After completing the AutoMQ instance configuration and creating the Table Topic, you can proceed to test data production and query data in the Iceberg table.

  1. Click to enter Topic details, go to the message production tab, input the test message Key and message Value, and send the message.
Add a new Spark component, then log in to the EMR cluster's Master node, and switch to the hadoop user.
  1. Add the Spark component, then log in to the EMR cluster's Master node and switch to the hadoop user.

  2. Execute the following command to enter spark-sql.

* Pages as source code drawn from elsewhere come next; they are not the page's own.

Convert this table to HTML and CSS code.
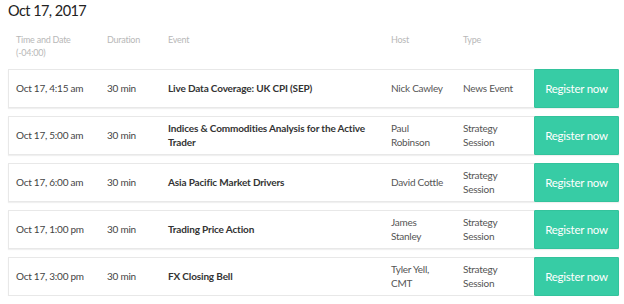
FILE: index.html
```html
<!DOCTYPE html>
<html>
<head>
<meta charset="utf-8">
<link rel="stylesheet" href="styles.css">
</head>
<body>
<div class="page">
  <h2 class="day">Oct 17, 2017</h2>
  <div class="head">
    <div class="c-time">Time and Date<br>(-04:00)</div>
    <div class="c-dur">Duration</div>
    <div class="c-event">Event</div>
    <div class="c-host">Host</div>
    <div class="c-type">Type</div>
  </div>
  <div class="list">
    <div class="row">
      <div class="c-time">Oct 17, 4:15 am</div>
      <div class="c-dur">30 min</div>
      <div class="c-event ev">Live Data Coverage: UK CPI (SEP)</div>
      <div class="c-host">Nick Cawley</div>
      <div class="c-type">News Event</div>
      <a class="btn">Register now</a>
    </div>
    <div class="row">
      <div class="c-time">Oct 17, 5:00 am</div>
      <div class="c-dur">30 min</div>
      <div class="c-event ev">Indices &amp; Commodities Analysis for the Active Trader</div>
      <div class="c-host">Paul Robinson</div>
      <div class="c-type">Strategy Session</div>
      <a class="btn">Register now</a>
    </div>
    <div class="row">
      <div class="c-time">Oct 17, 6:00 am</div>
      <div class="c-dur">30 min</div>
      <div class="c-event ev">Asia Pacific Market Drivers</div>
      <div class="c-host">David Cottle</div>
      <div class="c-type">Strategy Session</div>
      <a class="btn">Register now</a>
    </div>
    <div class="row">
      <div class="c-time">Oct 17, 1:00 pm</div>
      <div class="c-dur">30 min</div>
      <div class="c-event ev">Trading Price Action</div>
      <div class="c-host">James Stanley</div>
      <div class="c-type">Strategy Session</div>
      <a class="btn">Register now</a>
    </div>
    <div class="row">
      <div class="c-time">Oct 17, 3:00 pm</div>
      <div class="c-dur">30 min</div>
      <div class="c-event ev">FX Closing Bell</div>
      <div class="c-host">Tyler Yell, CMT</div>
      <div class="c-type">Strategy Session</div>
      <a class="btn">Register now</a>
    </div>
  </div>
</div>
</body>
</html>
```
FILE: styles.css
```css
html, body {
  margin: 0;
  padding: 0;
  background: #fff;
}
body {
  font-family: Lato, "Open Sans", sans-serif;
  color: #444;
}
.page {
  width: 611px;
  padding: 0 0 0 8px;
}
.day {
  margin: 0;
  padding-top: 2px;
  font-size: 14.5px;
  line-height: 18px;
  letter-spacing: -0.55px;
  font-weight: 400;
  color: #222;
}
.head {
  display: flex;
  padding: 13px 0 0 8px;
  height: 36px;
  font-size: 9px;
  line-height: 13px;
  letter-spacing: -0.25px;
  color: #b8b8b8;
}
.c-time { width: 91px; flex: none; }
.c-dur { width: 61px; flex: none; }
.c-event { width: 223px; flex: none; padding-right: 20px; box-sizing: border-box; }
.c-host { width: 72px; flex: none; padding-right: 14px; box-sizing: border-box; }
.c-type { width: 70px; flex: none; padding-right: 10px; box-sizing: border-box; }
.list {
  display: flex;
  flex-direction: column;
  gap: 8px;
}
.row {
  display: flex;
  align-items: center;
  height: 37px;
  padding-left: 7px;
  border: 1px solid #e8e8e8;
  box-shadow: 0 1px 1px rgba(0,0,0,0.06);
  font-size: 10px;
  line-height: 13.5px;
  letter-spacing: -0.25px;
  color: #444;
}
.row .c-host, .row .c-type { color: #555; }
.ev {
  font-weight: 700;
  letter-spacing: -0.15px;
  color: #333;
}
.btn {
  margin: -1px -1px -1px auto;
  width: 85px;
  height: 39px;
  box-sizing: border-box;
  display: flex;
  align-items: center;
  justify-content: center;
  background: #37cca5;
  border: 1px solid #33c39c;
  border-radius: 1px;
  color: #fff;
  font-size: 11.5px;
  letter-spacing: -0.25px;
}
```
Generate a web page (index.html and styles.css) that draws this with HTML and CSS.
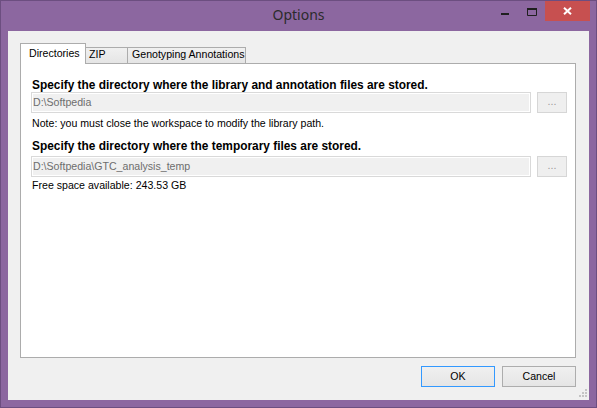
FILE: index.html
```html
<!DOCTYPE html>
<html lang="en">
<head>
<meta charset="utf-8">
<title>Options</title>
<link rel="stylesheet" href="styles.css">
</head>
<body>
<div class="window">
  <header class="titlebar">
    <span class="spacer"></span>
    <h1 class="title">Options</h1>
    <div class="controls">
      <button class="ctl ctl-min" aria-label="Minimize">
        <svg width="8" height="2" viewBox="0 0 8 2"><rect width="8" height="2" fill="#1f1f1f"/></svg>
      </button>
      <button class="ctl ctl-max" aria-label="Maximize">
        <svg width="10" height="8" viewBox="0 0 10 8"><path d="M0.5 1.5H9.5V7.5H0.5Z" fill="none" stroke="#1f1f1f"/><rect x="0" y="0" width="10" height="2" fill="#1f1f1f"/></svg>
      </button>
      <button class="ctl ctl-close" aria-label="Close">
        <svg width="9" height="8" viewBox="0 0 9 8"><path d="M1 0.8L8 7.2M8 0.8L1 7.2" stroke="#fff" stroke-width="2"/></svg>
      </button>
    </div>
  </header>
  <main class="client">
    <div class="tabctl">
      <div class="tabstrip">
        <div class="tab tab-active">Directories</div>
        <div class="tab tab-zip">ZIP</div>
        <div class="tab tab-geno">Genotyping Annotations</div>
      </div>
      <div class="panel">
        <p class="label label-first">Specify the directory where the library and annotation files are stored.</p>
        <div class="pathrow">
          <div class="field">D:\Softpedia</div>
          <button class="browse">...</button>
        </div>
        <p class="note">Note: you must close the workspace to modify the library path.</p>
        <p class="label label-second">Specify the directory where the temporary files are stored.</p>
        <div class="pathrow pathrow-second">
          <div class="field">D:\Softpedia\GTC_analysis_temp</div>
          <button class="browse">...</button>
        </div>
        <p class="note note-free">Free space available: 243.53 GB</p>
      </div>
    </div>
    <div class="footer">
      <button class="btn btn-default">OK</button>
      <button class="btn">Cancel</button>
    </div>
    <div class="grip">
      <svg width="9" height="9" viewBox="0 0 9 9" fill="#c4c4c4">
        <rect x="6" y="0" width="2" height="2"/>
        <rect x="3" y="3" width="2" height="2"/><rect x="6" y="3" width="2" height="2"/>
        <rect x="0" y="6" width="2" height="2"/><rect x="3" y="6" width="2" height="2"/><rect x="6" y="6" width="2" height="2"/>
      </svg>
    </div>
  </main>
</div>
</body>
</html>
```

FILE: styles.css
```css
* { box-sizing: border-box; }

html, body {
  margin: 0;
  padding: 0;
  background: #8c67a0;
}

.window {
  width: 597px;
  height: 408px;
  border: 1px solid #6c4e80;
  background: #8c67a0;
  padding: 0 7px 7px 7px;
  display: flex;
  flex-direction: column;
  font-family: "Liberation Sans", Arial, sans-serif;
  font-size: 10.6px;
  color: #000;
}

.titlebar {
  height: 30px;
  margin: 0 -7px;
  display: grid;
  grid-template-columns: 1fr auto 1fr;
  align-items: start;
}

.title {
  margin: 0;
  font-family: "Noto Sans", "Open Sans", sans-serif;
  font-weight: normal;
  font-size: 14px;
  line-height: 27px;
  padding-top: 3px;
  color: #2b2b2b;
  height: 30px;
  box-sizing: border-box;
  padding-top: 0;
  margin-top: 0;
  line-height: 27px;
  padding-bottom: 3px;
}

.controls {
  justify-self: end;
  display: flex;
  padding-right: 6px;
}

.ctl {
  border: none;
  margin: 0;
  padding: 0;
  height: 20px;
  background: transparent;
  display: flex;
  align-items: center;
  justify-content: center;
}
.ctl svg { display: block; }
.ctl-min { width: 26px; padding-top: 6px; }
.ctl-max { width: 27px; padding-top: 2px; }
.ctl-close { width: 45px; background: #c75050; }

.client {
  position: relative;
  flex: 1;
  background: #f0f0f0;
  padding: 12px 13px 0 12px;
  display: flex;
  flex-direction: column;
}

.tabctl {
  display: flex;
  flex-direction: column;
}

.tabstrip {
  height: 20px;
  display: flex;
  align-items: flex-end;
  position: relative;
  z-index: 1;
}

.tab {
  line-height: 13px;
  white-space: nowrap;
  border: 1px solid #acacac;
  border-bottom: none;
}

.tab-active {
  width: 66px;
  height: 21px;
  margin-bottom: -1px;
  background: #fff;
  padding: 3px 0 0 8px;
}

.tab-zip, .tab-geno {
  height: 16px;
  border-left: none;
  background: linear-gradient(#f0f0f0, #e5e5e5);
  padding: 0 0 0 3px;
}
.tab-zip { width: 42px; }
.tab-geno { width: 118px; padding-left: 4px; }

.panel {
  height: 295px;
  border: 1px solid #acacac;
  background: #fff;
  padding: 15px 8px 0 10px;
}

.label, .note {
  margin: 0;
  padding-left: 1px;
  line-height: 13px;
  white-space: nowrap;
}

.label {
  font-weight: bold;
  font-size: 11.9px;
}
.label-second { margin-top: 10px; }

.pathrow {
  display: flex;
  gap: 6px;
  height: 21px;
}
.pathrow-second { margin-top: 3px; }

.field {
  flex: 1;
  border: 1px solid #d9d9d9;
  box-shadow: inset 0 0 0 1px #fff;
  background: #f0f0f0;
  color: #6d6d6d;
  line-height: 19px;
  padding-left: 1px;
  white-space: nowrap;
}

.browse {
  width: 30px;
  height: 21px;
  margin: 0;
  padding: 0 0 3px;
  border: 1px solid #d6d6d6;
  background: #efefef;
  color: #9a9a9a;
  font-family: "Liberation Sans", Arial, sans-serif;
  font-size: 10.6px;
  line-height: 17px;
  text-align: center;
}

.note { margin-top: 4px; }
.note-free { margin-top: 2px; }

.footer {
  margin-top: 8px;
  display: flex;
  justify-content: flex-end;
  gap: 7px;
}

.btn {
  width: 74px;
  height: 21px;
  margin: 0;
  padding: 0;
  border: 1px solid #adadad;
  background: linear-gradient(#f0f0f0, #e5e5e5);
  font-family: "Liberation Sans", Arial, sans-serif;
  font-size: 10.6px;
  line-height: 19px;
  color: #000;
  text-align: center;
}
.btn-default { border-color: #3399ff; }

.grip {
  position: absolute;
  right: 0;
  bottom: 2px;
  width: 10px;
  height: 9px;
}
.grip svg { display: block; }
```
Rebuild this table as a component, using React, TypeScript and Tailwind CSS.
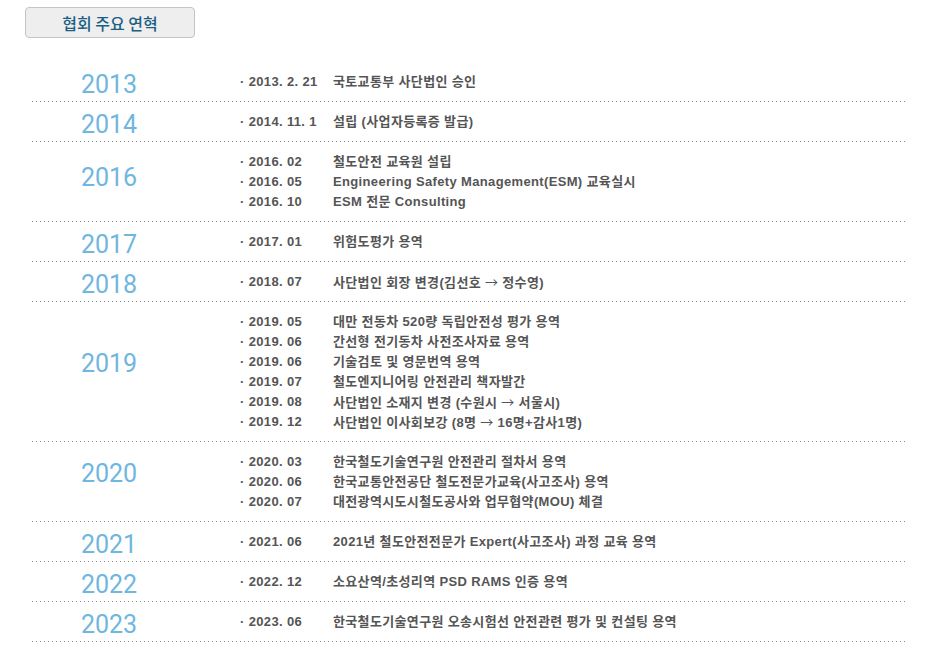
const history = [
  { year: '2013', items: [['2013. 2. 21', '국토교통부 사단법인 승인']] },
  { year: '2014', items: [['2014. 11. 1', '설립 (사업자등록증 발급)']] },
  {
    year: '2016',
    lift: 'pb-[8px]',
    items: [
      ['2016. 02', '철도안전 교육원 설립'],
      ['2016. 05', 'Engineering Safety Management(ESM) 교육실시'],
      ['2016. 10', 'ESM 전문 Consulting'],
    ],
  },
  { year: '2017', items: [['2017. 01', '위험도평가 용역']] },
  { year: '2018', items: [['2018. 07', '사단법인 회장 변경(김선호 → 정수영)']] },
  {
    year: '2019',
    lift: 'pb-[16px]',
    items: [
      ['2019. 05', '대만 전동차 520량 독립안전성 평가 용역'],
      ['2019. 06', '간선형 전기동차 사전조사자료 용역'],
      ['2019. 06', '기술검토 및 영문번역 용역'],
      ['2019. 07', '철도엔지니어링 안전관리 책자발간'],
      ['2019. 08', '사단법인 소재지 변경 (수원시 → 서울시)'],
      ['2019. 12', '사단법인 이사회보강 (8명 → 16명+감사1명)'],
    ],
  },
  {
    year: '2020',
    lift: 'pb-[16px]',
    items: [
      ['2020. 03', '한국철도기술연구원 안전관리 절차서 용역'],
      ['2020. 06', '한국교통안전공단 철도전문가교육(사고조사) 용역'],
      ['2020. 07', '대전광역시도시철도공사와 업무협약(MOU) 체결'],
    ],
  },
  { year: '2021', items: [['2021. 06', '2021년 철도안전전문가 Expert(사고조사) 과정 교육 용역']] },
  { year: '2022', items: [['2022. 12', '소요산역/초성리역 PSD RAMS 인증 용역']] },
  { year: '2023', items: [['2023. 06', '한국철도기술연구원 오송시험선 안전관련 평가 및 컨설팅 용역']] },
];

const DottedLine = () => (
  <div className="h-px w-full bg-[linear-gradient(to_right,#8a8a8a_1px,transparent_1px)] bg-[length:4px_1px] bg-repeat-x" />
);

// 화살표는 한글 폰트로 (Liberation 화살표가 너무 작음)
const withArrows = (text: string) =>
  text.split('→').map((part, i, arr) => (
    <span key={i}>
      {part}
      {i < arr.length - 1 && <span className="font-['Noto_Sans_CJK_KR',sans-serif] font-normal">→</span>}
    </span>
  ));

export default function App() {
  return (
    <div className="w-[945px] h-[666px] bg-white pt-[7px] font-['Liberation_Sans','Noto_Sans_CJK_KR',sans-serif]">
      <div className="ml-[25px] flex h-[31px] w-[170px] items-center justify-center rounded-[4px] border border-[#c4c4c4] bg-[#eeeeee] font-['Noto_Sans_CJK_KR',sans-serif] text-[16px] font-medium text-[#1b5f84]">
        협회 주요 연혁
      </div>

      <div className="ml-[32px] mt-[24px] w-[875px]">
        {history.map((row) => (
          <div key={row.year}>
            <div className="flex items-center pt-[10px] pb-[9px]">
              <div
                className={`w-[154px] text-center font-['Roboto',sans-serif] text-[25px] leading-[20px] text-[#6fb6e1] ${row.lift ?? 'pt-[3px] -mb-[3px]'}`}
              >
                {row.year}
              </div>
              <div className="ml-[54px] flex flex-col">
                {row.items.map(([date, text], i) => (
                  <div
                    key={i}
                    className="flex h-[20px] items-center text-[13px] font-bold tracking-[0.35px] text-[#555555]"
                  >
                    <span className="w-[93px] shrink-0 whitespace-pre">{'· ' + date}</span>
                    <span className="whitespace-pre">{withArrows(text)}</span>
                  </div>
                ))}
              </div>
            </div>
            <DottedLine />
          </div>
        ))}
      </div>
    </div>
  );
}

export HIVE_URI="thrift://YOUR_HOST:7004"
export WAREHOUSE="s3a://YOUR_BUCKER/iceberg"
export AWS_ACCESS_KEY=
export AWS_SECRET_KEY=
export AWS_REGION=
export AWS_S3_ENDPOINT='https://cos.$AWS_REGION.myqcloud.com'

spark-sql --master local[*] \
--conf spark.sql.extensions=org.apache.iceberg.spark.extensions.IcebergSparkSessionExtensions \
--conf spark.sql.catalog.hive=org.apache.iceberg.spark.SparkCatalog \
--conf spark.jars.packages=org.apache.iceberg:iceberg-spark-runtime-3.2_2.12:0.13.1,software.amazon.awssdk:bundle:2.31.14,org.apache.hadoop:hadoop-aws:3.3.1,software.amazon.awssdk:url-connection-client:2.17.178 \
--conf spark.sql.defaultCatalog=hive \
--conf spark.sql.catalog.hive.type=hive \
--conf spark.sql.catalog.hive.uri=$HIVE_URI \
--conf spark.sql.catalog.hive.io-impl=org.apache.iceberg.aws.s3.S3FileIO \
--conf spark.sql.catalog.hive.s3.endpoint=$AWS_S3_ENDPOINT \
--conf spark.sql.catalog.hive.warehouse=$WAREHOUSE \
--conf spark.sql.catalog.hive.client.region=$AWS_REGION \
--conf spark.sql.catalog.hive.s3.path-style-access=false \
--conf spark.sql.catalog.hive.s3.access-key-id=$AWS_ACCESS_KEY \
--conf spark.sql.catalog.hive.s3.secret-access-key=$AWS_SECRET_KEY \
--conf spark.hadoop.fs.s3a.path.style.access=false \
--conf spark.hadoop.fs.s3a.region=$AWS_REGION

  1. Execute SQL queries. You will see that AutoMQ converts Kafka Messages into corresponding data records in real time. Users can also use other query engines for analysis and computation.